Degree of Freedom	$\parallel \mathit{u}-{\mathit{u}}_{\mathit{h}}{\parallel }_{{\mathit{L}}^2\left({\mathsf{\Omega }}_{\mathit{ad}}\right)}$	$\parallel \mathit{y}-{\mathit{y}}_{\mathit{h}}{\parallel }_{{\mathit{H}}^1\left(\mathsf{\Omega }\right)}$	$\parallel \mathit{\sigma }-{\mathit{\sigma }}_{\mathit{h}}{\parallel }_{{\mathit{L}}^2\left(\mathsf{\Omega }\right)}$
55	$0.01234$	$0.08734$	$0.87041$
148	$0.00619$	$0.04316$	$0.38352$
433	$0.00305$	$0.02081$	$0.20174$
1456	$0.00156$	$0.00944$	$0.09022$
5336	$0.00082$	$0.00502$	$0.03512$

shows the error norms for u, state equation and adjoint state equation.

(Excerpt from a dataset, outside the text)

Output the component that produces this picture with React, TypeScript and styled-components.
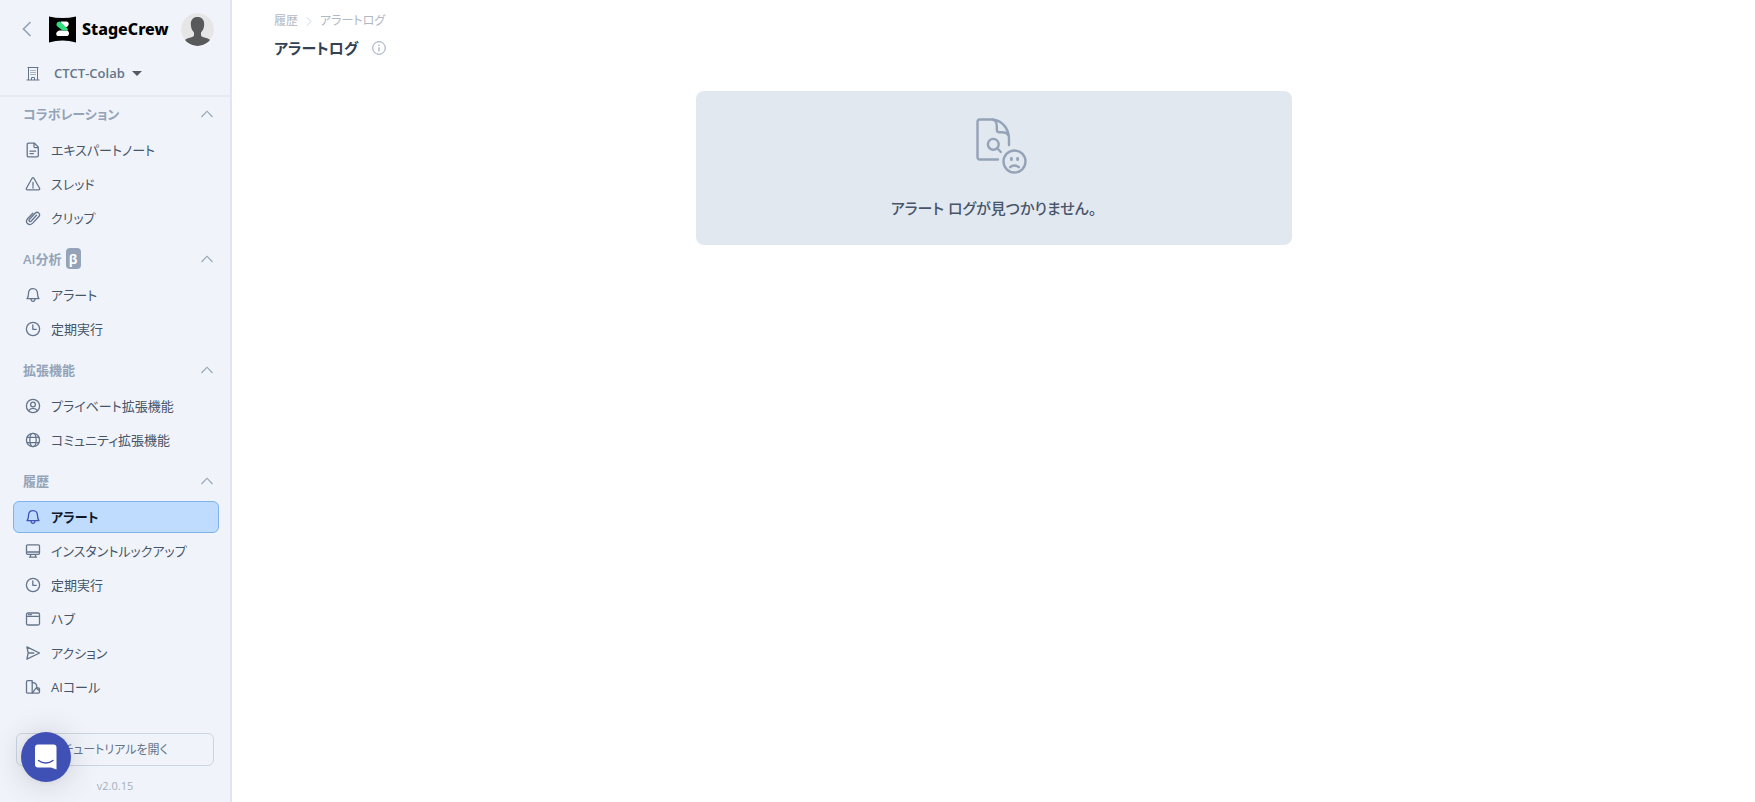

In WEB method, convergence depends upon the degree of the polynomial. Therefore, in Table 1 and Table 2, state equation gives better approximation as compared to classical FEM, while due to the regularity issues, the adjoint state equation gives a similar approximation as classical FEM.

6. Conclusions

WEB-spline-based finite element method is used to approximate the OCP with outward normal derivative boundary observations. The cubic B-splines are used for the extension of B-splines because of their continuous derivatives and thus the good approximations are achieved. The WEB method is defined on a usual grid and proved itself a reduced computation method when there is a question mark on the complications of mesh generation. The error results for simulating OCP on two different domains show that the WEB method is converging. The error graph shows that the solution is not smooth along the boundary. However, by using hierarchical structure, this boundary problem can be resolved.